天使幼稚園

カトリックの精神に基づいて未来を生きる子どもたちを育てます

<園長だより「風」3月号>雛祭り/調べることの大切さ

2024年02月21日 08時00分00秒 | 園長だより
 ♪明かりを つけましょ 雪洞(ぼんぼり)に♪
(うれしい ひなまつり=サトウハチロー作詞:河村光陽作曲)
もうすぐ雛祭り。天使幼稚園でもホール前に雛人形を飾り、子どもたちも学年ごとにお雛様の制作をして雛祭りを迎える準備をしています。

 雛祭りは、平安時代に中国から伝わった五節句(1月7日の人日、3月3日の上巳、5月5日の端午、7月7日の七夕、9月9日の重陽)の一つ「上巳の節句」が起源となっています。「巳」は十二支の「蛇(へび)」のことで、蛇は脱皮を繰り返し成長することから、災いや穢れ(けがれ)を脱皮するように取り去り身を清める日とされていたそうです。この日は、水で体を清めて宴(うたげ)を催したり、紙でひとがた(人形)を作り、それに穢れを移して川に流したりしていました。

 また、平安時代には、お人形を使った「ひいな遊び」が貴族の女の子の間で盛んに行われていました。やがて、ひいな遊びのお人形とひとがたとが合わさり、流し雛となりました。

 江戸時代になり、人形を作る技術が高まって豪華な人形を作ることができるようになると、流し雛ではなく、女の子の健康を願って作ったお人形を飾るようになりました。こうして雛飾りが誕生し、雛祭りが女の子のお祝いになっていきました。

 雛人形の制作をしている子どもたちが、時々ホール前の雛飾りを見にきています。「あっ、おもちが ある。」「ももの はなが あった。」といろいろな発見をする一方、かごや牛車を指さして「これは なに?どうして かざってるの?」など疑問を持ち尋ねてきます。このように「なに?」「どうして?」という疑問を持つことが、子どもたちの成長にとって大切な、学びのきっかけになるものです。

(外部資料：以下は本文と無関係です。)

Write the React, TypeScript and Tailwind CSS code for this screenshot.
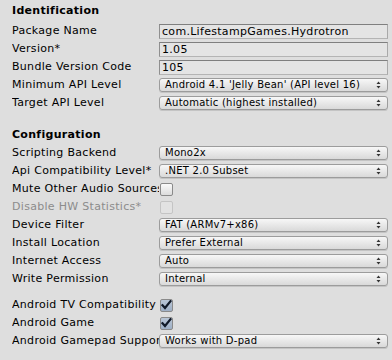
import type { ReactNode } from "react"

const font = { fontFamily: '"DejaVu Sans", Verdana, sans-serif' }

const Row = ({ label, disabled, children }: { label: string; disabled?: boolean; children: ReactNode }) => (
  <div className="flex h-[18px] items-center">
    <div className={"w-[147px] shrink-0 overflow-hidden whitespace-nowrap " + (disabled ? "text-[#8c8c8c]" : "text-black")}>
      {label}
    </div>
    <div className="flex flex-1 items-center pr-[4px]">{children}</div>
  </div>
)

const TextField = ({ value }: { value: string }) => (
  <div className="flex h-[15px] w-full items-center overflow-hidden whitespace-nowrap border border-t-[#7f7f7f] border-l-[#8f8f8f] border-r-[#a9a9a9] border-b-[#b4b4b4] bg-[#e4e4e4] pl-[2px] leading-none text-black">
    {value}
  </div>
)

const Popup = ({ value }: { value: string }) => (
  <div className="flex h-[14px] w-full items-center justify-between overflow-hidden whitespace-nowrap rounded-[3px] border border-[#9c9c9c] bg-gradient-to-b from-[#f7f7f7] to-[#d9d9d9] pl-[5px] pr-[6px] text-[10px] leading-none tracking-[0.25px] text-black shadow-[0_1px_0_#c4c4c4]">
    <span>{value}</span>
    <svg width="5" height="8" viewBox="0 0 5 8">
      <path d="M2.5 0.5 L4.5 3 L0.5 3 Z" fill="#333" />
      <path d="M2.5 7.5 L4.5 5 L0.5 5 Z" fill="#333" />
    </svg>
  </div>
)

const Check = ({ checked, disabled }: { checked?: boolean; disabled?: boolean }) => (
  <div
    className={
      "ml-[1px] flex h-[13px] w-[13px] items-center justify-center rounded-[2px] border " +
      (disabled
        ? "border-[#c4c4c4] bg-[#e2e2e2]"
        : checked
          ? "border-[#8a8a8a] bg-gradient-to-b from-[#b9c6d6] to-[#9fb0c6]"
          : "border-[#8a8a8a] bg-gradient-to-b from-[#fafafa] to-[#dcdcdc]")
    }
  >
    {checked && (
      <svg width="11" height="10" viewBox="0 0 11 10">
        <path d="M1.5 5.2 L4 8 L9.5 1.2" stroke="#111a28" strokeWidth="2.2" fill="none" strokeLinecap="square" />
      </svg>
    )}
  </div>
)

const Heading = ({ title }: { title: string }) => (
  <div className="flex h-[18px] items-center font-bold text-black">{title}</div>
)

export default function App() {
  return (
    <div className="h-[360px] w-[392px] overflow-hidden bg-[#dedede] pl-[12px] pt-[2px] text-[11px] tracking-[0.3px]" style={font}>
      <Heading title="Identification" />
      <div className="mt-[2px]">
        <Row label="Package Name"><TextField value="com.LifestampGames.Hydrotron" /></Row>
        <Row label="Version*"><TextField value="1.05" /></Row>
        <Row label="Bundle Version Code"><TextField value="105" /></Row>
        <Row label="Minimum API Level"><Popup value="Android 4.1 'Jelly Bean' (API level 16)" /></Row>
        <Row label="Target API Level"><Popup value="Automatic (highest installed)" /></Row>
      </div>

      <div className="mt-[14px]">
        <Heading title="Configuration" />
        <Row label="Scripting Backend"><Popup value="Mono2x" /></Row>
        <Row label="Api Compatibility Level*"><Popup value=".NET 2.0 Subset" /></Row>
        <Row label="Mute Other Audio Sources"><Check /></Row>
        <Row label="Disable HW Statistics*" disabled><Check disabled /></Row>
        <Row label="Device Filter"><Popup value="FAT (ARMv7+x86)" /></Row>
        <Row label="Install Location"><Popup value="Prefer External" /></Row>
        <Row label="Internet Access"><Popup value="Auto" /></Row>
        <Row label="Write Permission"><Popup value="Internal" /></Row>
      </div>

      <div className="mt-[8px]">
        <Row label="Android TV Compatibility"><Check checked /></Row>
        <Row label="Android Game"><Check checked /></Row>
        <Row label="Android Gamepad Support Level"><Popup value="Works with D-pad" /></Row>
      </div>
    </div>
  )
}
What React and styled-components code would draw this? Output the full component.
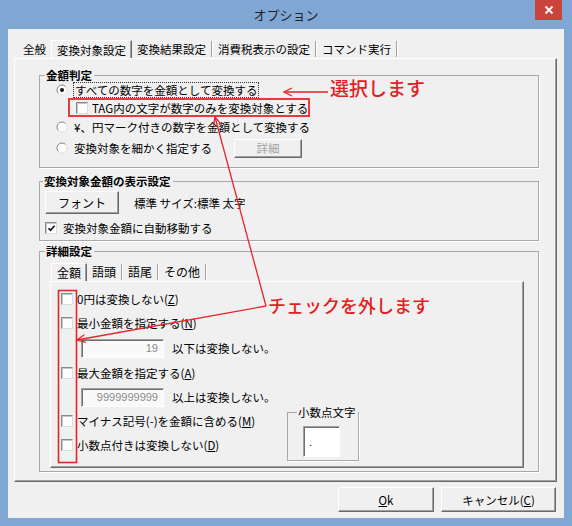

 「雛祭りは桃の節句ともいって、ちょうどこのころ桃の花が咲き、桃には悪いものを追い払ってくれる力があると信じられていたから、桃を飾るようになったそうですよ。」「下の方の段には、お雛様のお嫁入りの道具の箪笥(たんす)や火鉢(ひばち)、そしてかごや牛車があるのですよ。」と、その場で教えてあげることで子どもたちの知識を広げてあげることができます。さらに、その子に調べる手段や力があるような時には、「図鑑や絵本で調べてみてごらん。」と、主体的に調べてみることを促すことで、その子の学ぶ力を高めていくことができるものです。

 ♪お内裏様と お雛さま 二人並んで すまし顔♪
ここに歌われている「内裏」とは、天皇が住み,儀式や執務などを行う宮殿のことで、お内裏様というのはもともと男雛、女雛二体を合わせた呼び名でした。ところがこの歌を通して、男雛を「お内裏様」女雛を「お雛様」と思って大きくなった人が増えてしまいました。

 雛飾りには「右近の橘」と「左近の桜」も飾られています。正面から見ると黄色い橘は左に、ピンクの桜は右に飾ってあります。「おや?左右が反対?」実は、この右・左は正面から見た位置ではなく、ひな飾りのモデルとなった天皇・皇后(お内裏様)から見て右・左を指しています。このように視点を変えると、見方がかわることや、歴史的な意味合いも、雛人形を通して学ぶことができます。

 ♪すこし 白酒召されたか 赤いお顔の 右大臣♪
右左の見方を知って雛飾りを見ると、赤い顔をしたお人形は向かって右に座し、こちらは左大臣だと分かります。作詞家の方の勘違いだったのでしょうか。さりげなく歌っている歌も、意味を考えながら確かめると、「本当は〇〇だ」と気付くことがたくさんあります。

 この他にも「雪洞って何、どうしてぼんぼりっていうの?」「菱餅は3色と5色があるけれど、どうして?」「三人官女は何をしているの?」など、好奇心を沸き立たせると、知りたいことや疑問が次々とでてくることでしょう。分からないことを見つけ出し、誰かに聞いたり自分で調べたりする。雛飾り一つからも学びを広げることができるものです。